The Top 10 Religion Stories of the Year, as chosen by RNA members, are:

1. U.S. Catholic bishops lead opposition to Obamacare requirement that insurance coverage for contraception be provided for employees. The government backs down a bit, but not enough to satisfy the opposition.

2. A Pew Forum on Religion & Public Life survey shows that "nones” is the fastest-growing religious group in the United States, rising to 19.6 percent of the population.

3. The circulation of an anti-Islam film trailer, "Innocence of Muslims,” causes unrest in several countries, leading to claims that it inspired the fatal attack on a U.S. consulate in Libya. 

4. Mitt Romney's Mormon faith turns out to be no  issue for white evangelical voters, who support him more strongly than they did John McCain, in the U.S. presidential race.

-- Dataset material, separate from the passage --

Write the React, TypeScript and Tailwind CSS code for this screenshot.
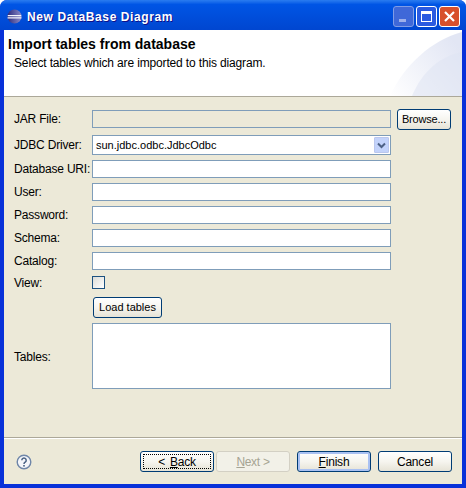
const font = { fontFamily: '"Liberation Sans", Arial, sans-serif' };

function Field({ label, disabled, className }: { label: string; disabled?: boolean; className?: string }) {
  return (
    <div className={`flex items-center h-[18px] ${className ?? ''}`}>
      <span className="w-[78px] text-[12px] text-black whitespace-nowrap tracking-[-0.2px]">{label}</span>
      <div className={`w-[299px] h-[18px] border border-[#7f9db9] ${disabled ? 'bg-[#ece9d8]' : 'bg-white'}`} />
    </div>
  );
}

function WinButton({ children, className }: { children: React.ReactNode; className?: string }) {
  return (
    <button
      className={`h-[21px] rounded-[3px] border border-[#003c74] bg-gradient-to-b from-white via-[#f6f5ef] to-[#e6e3d6] text-black flex items-center justify-center ${className ?? ''}`}
    >
      {children}
    </button>
  );
}

export default function App() {
  return (
    <div style={font} className="relative w-[466px] h-[488px] flex flex-col overflow-hidden bg-[#0831d9] rounded-t-[7px]">
      {/* title bar */}
      <div className="h-[30px] shrink-0 flex items-center pl-[7px] pr-[6px] bg-gradient-to-b from-[#2a7cf0] from-0% via-[#0055e5] via-15% to-[#0046d0] to-100%">
        <svg width="15" height="15" viewBox="0 0 16 16" className="shrink-0 mt-[3px]">
          <defs>
            <linearGradient id="orb" x1="0" y1="0" x2="1" y2="0">
              <stop offset="0" stopColor="#2c2c80" />
              <stop offset="1" stopColor="#8a8ac8" />
            </linearGradient>
          </defs>
          <circle cx="8" cy="8" r="7.5" fill="url(#orb)" />
          <path d="M.8 6.4h14.4v1.2H.8zM.6 8.8h14.8V10H.6z" fill="#f4f4fb" />
        </svg>
        <span className="ml-[5px] mt-[3px] text-[12px] font-bold text-white tracking-[0.6px] [text-shadow:1px_1px_0_#0f1089] whitespace-nowrap">
          New DataBase Diagram
        </span>
        <div className="ml-auto flex gap-[2px] mt-[3px]">
          <div className="w-[21px] h-[21px] rounded-[3px] border border-[#7f9ce6] bg-[#3f68d8] flex items-end pl-[5px] pb-[4px]">
            <div className="w-[7px] h-[3px] bg-[#9db0ea]" />
          </div>
          <div className="w-[21px] h-[21px] rounded-[3px] border border-white bg-[#2a5ae0] flex items-center justify-center">
            <div className="w-[11px] h-[11px] border border-white border-t-[3px]" />
          </div>
          <div className="w-[21px] h-[21px] rounded-[3px] border border-white bg-[#d8502c] flex items-center justify-center">
            <svg width="13" height="13" viewBox="0 0 13 13">
              <path d="M2 2l9 9M11 2l-9 9" stroke="#fff" strokeWidth="2.2" />
            </svg>
          </div>
        </div>
      </div>

      {/* client area */}
      <div className="flex-1 mx-[4px] mb-[4px] flex flex-col bg-[#ece9d8] min-h-0">
        <div className="relative h-[66px] shrink-0 bg-white pl-[4px] pt-[6px] overflow-hidden">
          <svg width="80" height="66" viewBox="0 0 80 66" className="absolute right-0 top-0">
            <defs>
              <linearGradient id="sweep" x1="0" y1="1" x2="1" y2="0.3">
                <stop offset="0" stopColor="#ffffff" />
                <stop offset="1" stopColor="#e2e6f4" />
              </linearGradient>
            </defs>
            <path d="M8 66C22 35 50 10 80 2V66z" fill="url(#sweep)" />
            <path d="M30 66C40 42 58 26 80 22V66z" fill="#dfe4f3" opacity="0.55" />
          </svg>
          <div className="relative text-[14px] font-bold text-black leading-[16px]">
            Import tables from database
          </div>
          <div className="relative mt-[3px] ml-[6px] text-[12px] text-black leading-[16px] tracking-[-0.15px]">
            Select tables which are imported to this diagram.
          </div>
        </div>
        <div className="h-[1px] bg-[#aca899] shrink-0" />

        <div className="flex-1 flex flex-col pl-[10px] pt-[13px] min-h-0">
          <div className="flex items-center h-[18px]">
            <Field label="JAR File:" disabled />
            <WinButton className="ml-[6px] w-[54px] text-[11px] tracking-[-0.2px]">Browse...</WinButton>
          </div>
          <div className="flex items-center h-[20px] mt-[7px]">
            <span className="w-[78px] text-[12px] text-black whitespace-nowrap tracking-[-0.2px]">JDBC Driver:</span>
            <div className="w-[299px] h-[20px] border border-[#7f9db9] bg-white flex items-center pl-[3px] pr-[1px] text-[11px] text-black">
              <span>sun.jdbc.odbc.JdbcOdbc</span>
              <div className="ml-auto w-[15px] h-[16px] rounded-[1px] border border-[#bac7ee] bg-[#c3d3fb] flex items-center justify-center">
                <svg width="9" height="7" viewBox="0 0 9 7">
                  <path d="M1 1.5l3.5 3.5L8 1.5" fill="none" stroke="#4d6185" strokeWidth="2" />
                </svg>
              </div>
            </div>
          </div>
          <Field label="Database URI:" className="mt-[5px]" />
          <Field label="User:" className="mt-[5px]" />
          <Field label="Password:" className="mt-[5px]" />
          <Field label="Schema:" className="mt-[5px]" />
          <Field label="Catalog:" className="mt-[5px]" />
          <div className="flex items-center h-[13px] mt-[6px]">
            <span className="w-[78px] text-[12px] text-black tracking-[-0.2px]">View:</span>
            <div className="w-[13px] h-[13px] border border-[#1c5180] bg-gradient-to-br from-[#dcdcd7] to-white" />
          </div>
          <div className="pl-[79px] mt-[8px]">
            <WinButton className="w-[69px] text-[11px]">Load tables</WinButton>
          </div>
          <div className="flex mt-[5px]">
            <div className="w-[78px] self-center mt-[1px] text-[12px] text-black tracking-[-0.2px]">Tables:</div>
            <div className="w-[299px] h-[66px] border border-[#7f9db9] bg-white" />
          </div>
        </div>

        <div className="h-[1px] bg-[#aca899] shrink-0" />
        <div className="h-[1px] bg-white shrink-0" />
        <div className="h-[45px] shrink-0 flex items-start pt-[12px] pl-[12px]">
          <svg width="16" height="16" viewBox="0 0 16 16" className="mt-[3px]">
            <circle cx="8" cy="8" r="6.8" fill="#f4f6fa" stroke="#6f86a8" strokeWidth="1.4" />
            <path d="M5.8 6.2a2.2 2.2 0 1 1 3.4 1.9c-.8.5-1.2.9-1.2 1.8" fill="none" stroke="#4a6284" strokeWidth="1.5" />
            <rect x="7.2" y="11" width="1.6" height="1.6" fill="#4a6284" />
          </svg>
          <WinButton className="ml-[108px] w-[74px] relative text-[12px] tracking-[-0.2px]">
            <span className="absolute inset-[2px] border border-dotted border-black" />
            <span className="mr-[5px]">&lt;</span>
            <span><u>B</u>ack</span>
          </WinButton>
          <button className="ml-[2px] w-[74px] h-[21px] rounded-[3px] border border-[#d3d0c4] bg-[#f2f1e8] text-[12px] text-[#a6a493] tracking-[-0.3px]">
            <u>N</u>ext &gt;
          </button>
          <WinButton className="ml-[7px] w-[74px] text-[12px] tracking-[-0.2px] shadow-[inset_0_0_0_2px_#a9c1f2]">
            <span><u>F</u>inish</span>
          </WinButton>
          <WinButton className="ml-[7px] w-[74px] text-[12px] tracking-[-0.2px]">Cancel</WinButton>
        </div>
      </div>
    </div>
  );
}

5. Monsignor William Lynn of Philadelphia becomes the first senior Catholic official in the U.S. to be found guilty of covering up priestly child abuse; later Bishop Robert Finn of Kansas City, Mo., becomes the first bishop to be found guilty of it.

6. The Vatican criticizes the Leadership Conference of Women Religious, an umbrella group of U.S. nuns, alleging they haven't supported church teaching on abortion, sexuality or women's ordination.

7. Voters OK same-sex marriage in Maine, Maryland and Washington, bringing the total approving to nine states and the District of Columbia. Also, Minnesota defeats a ban on same-sex marriage after North Carolina approves one.

8. The Episcopal Church overwhelmingly adopts a trial ritual for blessing same-sex couples. Earlier, the United Methodists fail to vote on approving gay clergy, and the Presbyterians (USA) vote to study, rather than sanction same-sex marriage ceremonies.

9. Six people are killed and three wounded at worship in a Sikh temple in suburban Milwaukee. The shooter, an Army veteran killed by police, is described as a neo-Nazi.

10. Southern Baptist Convention elects without opposition its first black president, the Rev. Fred Luter of New Orleans.